Hawaii was made a state in 1959 as a Cold War strategy to create a showcase state with nonwhite and mixed race political leaders, such as the war hero and future Senator Daniel Inouye. A goal was to persuade nonwhites around the world to accept American imperial leadership by demonstrating that leadership ranks would be open to nonwhites.

LBJ got Congress to put up a lot of money to make the East-West Center at the U. of Hawaii, the home base of President Obama’s mother for most of her career, the American equivalent of Moscow’s Patrice Lumumba University.
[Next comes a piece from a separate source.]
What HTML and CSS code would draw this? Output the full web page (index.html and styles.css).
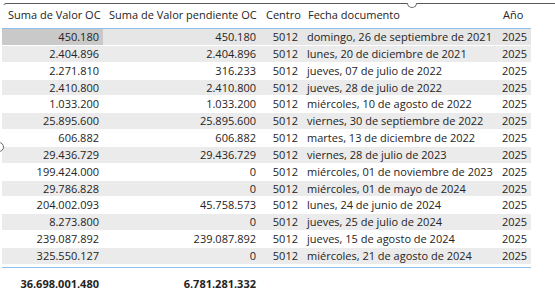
FILE: index.html
```html
<!DOCTYPE html>
<html lang="es">
<head>
<meta charset="utf-8">
<link rel="stylesheet" href="styles.css">
</head>
<body>
<div class="frame">
  <div class="frame-top"></div>
  <div class="handle-top"></div>
  <div class="handle-left"></div>
  <div class="table">
    <div class="row head">
      <div class="c c1">Suma de Valor OC</div>
      <div class="c c2">Suma de Valor pendiente OC</div>
      <div class="c c3">Centro</div>
      <div class="c c4">Fecha documento</div>
      <div class="c c5">Año</div>
    </div>
    <div class="body">
      <div class="row alt hover"><div class="c c1 num sel">450.180</div><div class="c c2 num">450.180</div><div class="c c3 num">5012</div><div class="c c4">domingo, 26 de septiembre de 2021</div><div class="c c5 num">2025</div></div>
      <div class="row alt"><div class="c c1 num">2.404.896</div><div class="c c2 num">2.404.896</div><div class="c c3 num">5012</div><div class="c c4">lunes, 20 de diciembre de 2021</div><div class="c c5 num">2025</div></div>
      <div class="row"><div class="c c1 num">2.271.810</div><div class="c c2 num">316.233</div><div class="c c3 num">5012</div><div class="c c4">jueves, 07 de julio de 2022</div><div class="c c5 num">2025</div></div>
      <div class="row alt"><div class="c c1 num">2.410.800</div><div class="c c2 num">2.410.800</div><div class="c c3 num">5012</div><div class="c c4">jueves, 28 de julio de 2022</div><div class="c c5 num">2025</div></div>
      <div class="row"><div class="c c1 num">1.033.200</div><div class="c c2 num">1.033.200</div><div class="c c3 num">5012</div><div class="c c4">miércoles, 10 de agosto de 2022</div><div class="c c5 num">2025</div></div>
      <div class="row alt"><div class="c c1 num">25.895.600</div><div class="c c2 num">25.895.600</div><div class="c c3 num">5012</div><div class="c c4">viernes, 30 de septiembre de 2022</div><div class="c c5 num">2025</div></div>
      <div class="row"><div class="c c1 num">606.882</div><div class="c c2 num">606.882</div><div class="c c3 num">5012</div><div class="c c4">martes, 13 de diciembre de 2022</div><div class="c c5 num">2025</div></div>
      <div class="row alt"><div class="c c1 num">29.436.729</div><div class="c c2 num">29.436.729</div><div class="c c3 num">5012</div><div class="c c4">viernes, 28 de julio de 2023</div><div class="c c5 num">2025</div></div>
      <div class="row"><div class="c c1 num">199.424.000</div><div class="c c2 num">0</div><div class="c c3 num">5012</div><div class="c c4">miércoles, 01 de noviembre de 2023</div><div class="c c5 num">2025</div></div>
      <div class="row alt"><div class="c c1 num">29.786.828</div><div class="c c2 num">0</div><div class="c c3 num">5012</div><div class="c c4">miércoles, 01 de mayo de 2024</div><div class="c c5 num">2025</div></div>
      <div class="row"><div class="c c1 num">204.002.093</div><div class="c c2 num">45.758.573</div><div class="c c3 num">5012</div><div class="c c4">lunes, 24 de junio de 2024</div><div class="c c5 num">2025</div></div>
      <div class="row alt"><div class="c c1 num">8.273.800</div><div class="c c2 num">0</div><div class="c c3 num">5012</div><div class="c c4">jueves, 25 de julio de 2024</div><div class="c c5 num">2025</div></div>
      <div class="row"><div class="c c1 num">239.087.892</div><div class="c c2 num">239.087.892</div><div class="c c3 num">5012</div><div class="c c4">jueves, 15 de agosto de 2024</div><div class="c c5 num">2025</div></div>
      <div class="row alt"><div class="c c1 num">325.550.127</div><div class="c c2 num">0</div><div class="c c3 num">5012</div><div class="c c4">miércoles, 21 de agosto de 2024</div><div class="c c5 num">2025</div></div>
    </div>
    <div class="row total">
      <div class="c c1 num">36.698.001.480</div>
      <div class="c c2 num">6.781.281.332</div>
      <div class="c c3"></div>
      <div class="c c4"></div>
      <div class="c c5"></div>
    </div>
  </div>
</div>
</body>
</html>
```

FILE: styles.css
```css
html, body {
  margin: 0;
  padding: 0;
  background: #ffffff;
  overflow: hidden;
}
body {
  font-family: "Open Sans", "Noto Sans", sans-serif;
  font-size: 11px;
  color: #252423;
}
.frame {
  position: relative;
  width: 555px;
  height: 288px;
}
.frame-top {
  position: absolute;
  left: 2px;
  top: 3px;
  right: 0;
  height: 6px;
  border-top: 1px solid #5a5a5a;
  border-left: 1px solid transparent;
  border-top-left-radius: 5px;
}
.handle-top {
  position: absolute;
  left: 407px;
  top: 3px;
  width: 10px;
  height: 5px;
  border: 1px solid #6a6a6a;
  border-top: none;
  border-radius: 0 0 6px 6px;
  background: #ffffff;
  box-sizing: border-box;
}
.handle-left {
  position: absolute;
  left: -6px;
  top: 142px;
  width: 10px;
  height: 10px;
  border: 1px solid #6a6a6a;
  border-radius: 50%;
  background: #ffffff;
  box-sizing: border-box;
}
.table {
  padding-top: 4px;
  padding-left: 2px;
  width: 529px;
}
.row {
  display: grid;
  grid-template-columns: 101px 157px 42px 195px 34px;
  height: 16.85px;
  line-height: 16px;
  box-sizing: border-box;
  border-bottom: 1px solid #ffffff;
}
.row.alt {
  background: #ebebeb;
}
.row.hover {
  background: #e6e6e6;
}
.c {
  white-space: nowrap;
  overflow: hidden;
  padding: 0 4px 0 5px;
}
.num {
  text-align: right;
}
.sel {
  background: #c9c9c9;
}
.head {
  height: 25px;
  border-bottom: 1px solid #8fbfea;
  padding-top: 2px;
  line-height: 18px;
}
.head .c {
  padding-left: 6px;
}
.body {
  border-bottom: 1px solid #8fbfea;
  padding-bottom: 2px;
}
.total {
  padding-top: 8px;
  height: 30px;
  font-weight: bold;
  border-bottom: none;
}
```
At the East-West Center, Third World students from leadership backgrounds, such as Lolo Soetoro from a well-connected Indonesian family (Lolo’s father was the top indigenous petroleum geologist in Indonesia), mingled with and married American students.

Oddly enough, the U. of Hawaii’s most important influence on American power turned out to be not abroad but back at home, where a product of the enthusiasm of the era for race-mixing as a demonstration of liberal empire became the U.S. President.

But nobody in the U.S. much thinks about Hawaii anymore. Heck, it took me about a half dozen years to figure out how our current President is a direct product of the Cold War goals behind the Hawaiian statehood that was so celebrated in the media (e.g., the movie version of James Michener’s breakthrough bestseller Hawaii was the top box office hit of 1966) when I was young. As far as I can tell, nobody else has ever noticed it.

Commenter Wren notes:

Hawaii has been another portrait of our future for generations.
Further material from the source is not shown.